18 Nov, 2018 | El “Sitio de Ron Altagracia” fue el máximo escenario de acontecimientos beibolísticos -y más- en ese pueblo de locos y poetas, donde la historia perdió los rieles y se embochinchó en alegrías e impredecibles para ponerle el sello de “especial” dentro del llamado realismo mágico. El Sitio fue concentración dominguera, donde equipos como “Los Sapos de Tacarigua”, “El Kajambo”, del Valle de Pedro González; “Las Águilas de Guanoco”, de Juan Griego (el único equipo del mundo dirigido por un invidente –el ciego Tomasito-); y Punta de Piedras, se enfrentaban a la novena local. El “estadium” (con grama artificial de maracas de yaque) quedaba frente a la casa del inmortal José “Mañía”, que los domingos mataba puercos y tiraba chicharrones a la ceba, entre toques de furrucos de diferentes tamaños, que él confeccionaba con latas de leche Klim y cueros de chivos que le suministraba Pedro “Cayuya”. Hoy en ese terreno se levanta el liceo del pueblo. Desde bien tempranero, Mario y “Chimón” se alistaban con sus carritos para vender los pocicles “El Trompillo” (redondos y cuadrados, a locha), y los gordos de allá arriba alistaban sus panas con pasteles (ahora son hayacas) hermanados con torrejas, inventando sin querer el sabor agridulce que ahora se robaron los chinos.

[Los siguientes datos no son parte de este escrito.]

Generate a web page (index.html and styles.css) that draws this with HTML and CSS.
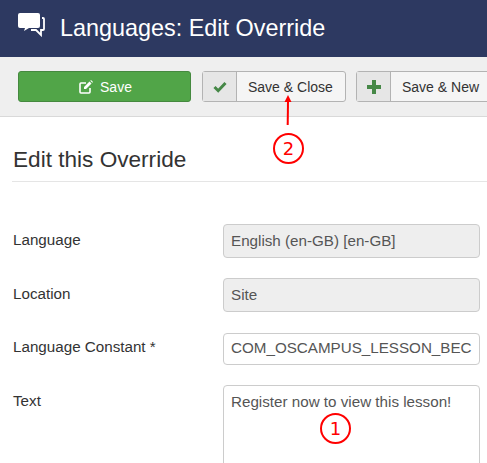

Si el mundo hubiese sido otro, pítcheres excelentes como Eustacio González, “Tacito, matamonos”, llamado así porque mató a un mono de un peñascazo; Silverio “garza morena”, Simón Quijada, “Neno” el de La Sabana, Pedro Ramón, el de mi casa; y el tremendo “Chico Chapela” conocido también como Sonrisa, habrían llegado sin problemas a las Grandes Ligas. Dígame usted qué hubiera sido de Luis “Gallón”, un receptor capaz de “quechar” con la mano pelada y sin careta (tremendo ahorro para los Yankees de New York); y Félix Chirinos, el mejor primera base de aquellos días; o “carburo”, el de María La Negra, especialista en plantarse bien adentro del home para que le dieran su pelotazo y lo mandaran a la primera, sin dolor de su alma y muerto ‘e la risa. El fanatismo era tal que jugadores como Régulo Estaba dormían con el uniforme puesto, locos porque amaneciera. A Secundino y Virgilio “Renguengue”, bateadores de mucho poder, los mantenían dos días antes del juego fuera de sus casas para que no se debilitaran haciendo cositas indebidas con sus mujeres.

Los guantes, mascota y mascotín eran hechos por los jugadores, con lona de barcos como el de Alfonzo Mata o Catalino Rodríguez, teniendo como modelo platos de peltre, y cosidos con hilaza encerada. Los bates no tenían problemas, pues se confeccionaban con palos de cuica o yaque, a fuerza de machete en los cardonales de Pastora. Lo más problemático a la hora del encuentro era la pelota, porque solo había una y en muchos casos se extraviaba y había que suspender el juego, o dormir en el sitio hasta que amaneciera, para que llegara la claridad del día y continuar la jornada. En algunos casos la competición se detuvo por horas mientras iba un mensajero en bicicleta, desde Altagracia a La vecindad, a buscar un emergente, para que bateara como “refuerzo”. Además de la casa de “Mañía”, detrás del home quedaba la de “Pina”, con un pozo grande, donde con mucha frecuencia caía la bola. Entonces había que traer a Genaro el de Inecita, experto zambullidor de langostas, para que la sacara, y ponerla varias horas a secar para reanudar el partido.

En una oportunidad se suspendió el juego por un batazo que dio Nicolás Venao, y la pelota se perdió entre la maleza. Al día siguiente Félix Chirinos se levantó oscuro, buscó la esférica ayudado por la claridad y corrió hasta el caño de Los Burros, por donde pasaría Nicolás rumbo a Juan Griego, como todos los días. Agazapado, al verlo pasar, lo tocó con la bola gritándolo “¡Usted ‘ta out, carajo!”.